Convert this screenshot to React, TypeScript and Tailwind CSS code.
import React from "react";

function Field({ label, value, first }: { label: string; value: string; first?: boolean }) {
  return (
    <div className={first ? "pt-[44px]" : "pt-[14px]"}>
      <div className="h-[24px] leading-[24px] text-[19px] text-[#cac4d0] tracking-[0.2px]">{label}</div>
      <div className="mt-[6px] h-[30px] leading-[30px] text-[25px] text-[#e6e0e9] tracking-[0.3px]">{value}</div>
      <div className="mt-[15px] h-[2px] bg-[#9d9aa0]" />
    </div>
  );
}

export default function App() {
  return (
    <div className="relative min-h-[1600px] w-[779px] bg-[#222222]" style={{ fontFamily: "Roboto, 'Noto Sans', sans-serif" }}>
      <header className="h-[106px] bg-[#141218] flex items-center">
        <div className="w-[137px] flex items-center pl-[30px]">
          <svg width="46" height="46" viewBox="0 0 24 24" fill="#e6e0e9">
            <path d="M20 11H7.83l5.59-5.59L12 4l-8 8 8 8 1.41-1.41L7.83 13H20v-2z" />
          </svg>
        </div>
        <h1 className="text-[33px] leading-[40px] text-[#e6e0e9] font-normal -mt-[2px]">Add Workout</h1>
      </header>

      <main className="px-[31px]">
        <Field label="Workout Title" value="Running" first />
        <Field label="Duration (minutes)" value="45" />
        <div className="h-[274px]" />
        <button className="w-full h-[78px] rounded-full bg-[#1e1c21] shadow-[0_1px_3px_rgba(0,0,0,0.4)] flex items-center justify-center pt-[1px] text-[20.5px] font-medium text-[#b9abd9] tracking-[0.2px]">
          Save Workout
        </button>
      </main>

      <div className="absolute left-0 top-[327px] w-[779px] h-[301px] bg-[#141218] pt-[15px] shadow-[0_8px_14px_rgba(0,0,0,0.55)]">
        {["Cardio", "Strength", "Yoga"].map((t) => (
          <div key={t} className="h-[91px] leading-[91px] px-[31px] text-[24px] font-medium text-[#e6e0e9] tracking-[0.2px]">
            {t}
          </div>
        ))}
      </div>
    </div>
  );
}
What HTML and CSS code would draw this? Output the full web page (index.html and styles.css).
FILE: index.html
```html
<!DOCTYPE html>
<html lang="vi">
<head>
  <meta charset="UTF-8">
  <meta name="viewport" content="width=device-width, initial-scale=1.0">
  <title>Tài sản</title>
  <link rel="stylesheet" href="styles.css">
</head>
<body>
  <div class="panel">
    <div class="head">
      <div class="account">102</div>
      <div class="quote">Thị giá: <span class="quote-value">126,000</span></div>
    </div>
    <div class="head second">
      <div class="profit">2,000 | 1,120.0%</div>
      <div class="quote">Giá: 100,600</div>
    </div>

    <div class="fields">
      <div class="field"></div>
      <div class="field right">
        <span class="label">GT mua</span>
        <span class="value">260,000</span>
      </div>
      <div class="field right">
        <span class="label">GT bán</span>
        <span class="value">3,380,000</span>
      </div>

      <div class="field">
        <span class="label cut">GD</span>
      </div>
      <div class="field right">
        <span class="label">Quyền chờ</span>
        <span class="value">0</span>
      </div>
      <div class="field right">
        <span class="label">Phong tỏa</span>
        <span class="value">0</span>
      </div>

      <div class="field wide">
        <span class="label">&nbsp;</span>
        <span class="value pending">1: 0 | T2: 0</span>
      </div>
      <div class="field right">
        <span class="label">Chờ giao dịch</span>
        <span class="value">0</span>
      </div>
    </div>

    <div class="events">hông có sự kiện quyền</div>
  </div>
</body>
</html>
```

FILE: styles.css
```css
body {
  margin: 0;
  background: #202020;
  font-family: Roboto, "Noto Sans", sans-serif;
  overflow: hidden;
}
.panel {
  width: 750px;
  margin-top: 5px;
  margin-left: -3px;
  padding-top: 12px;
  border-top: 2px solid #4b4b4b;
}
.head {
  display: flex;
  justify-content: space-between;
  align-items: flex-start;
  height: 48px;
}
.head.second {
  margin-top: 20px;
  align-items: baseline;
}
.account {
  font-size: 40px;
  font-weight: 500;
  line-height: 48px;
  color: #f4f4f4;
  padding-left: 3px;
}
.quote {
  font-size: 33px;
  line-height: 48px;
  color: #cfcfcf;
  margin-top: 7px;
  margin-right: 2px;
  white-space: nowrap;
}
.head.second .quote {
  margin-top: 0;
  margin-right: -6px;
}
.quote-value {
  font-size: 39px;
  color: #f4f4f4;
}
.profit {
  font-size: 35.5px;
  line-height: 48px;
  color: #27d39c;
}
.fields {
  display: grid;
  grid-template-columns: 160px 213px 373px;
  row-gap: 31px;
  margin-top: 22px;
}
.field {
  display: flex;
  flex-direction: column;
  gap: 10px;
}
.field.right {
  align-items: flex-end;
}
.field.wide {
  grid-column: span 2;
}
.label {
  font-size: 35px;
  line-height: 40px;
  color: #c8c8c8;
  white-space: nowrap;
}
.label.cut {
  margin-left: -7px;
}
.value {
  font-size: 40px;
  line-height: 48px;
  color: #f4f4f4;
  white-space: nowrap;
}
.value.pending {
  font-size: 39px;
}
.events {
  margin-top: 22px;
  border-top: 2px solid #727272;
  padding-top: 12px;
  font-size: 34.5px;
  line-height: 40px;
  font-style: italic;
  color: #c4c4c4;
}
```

■ **Exercise requirements**
Scan the records above for the string "this", then select every line that holds it.

■ **Complete response**
Convert this screenshot to React, TypeScript and Tailwind CSS code.
What HTML and CSS code would draw this? Output the full web page (index.html and styles.css).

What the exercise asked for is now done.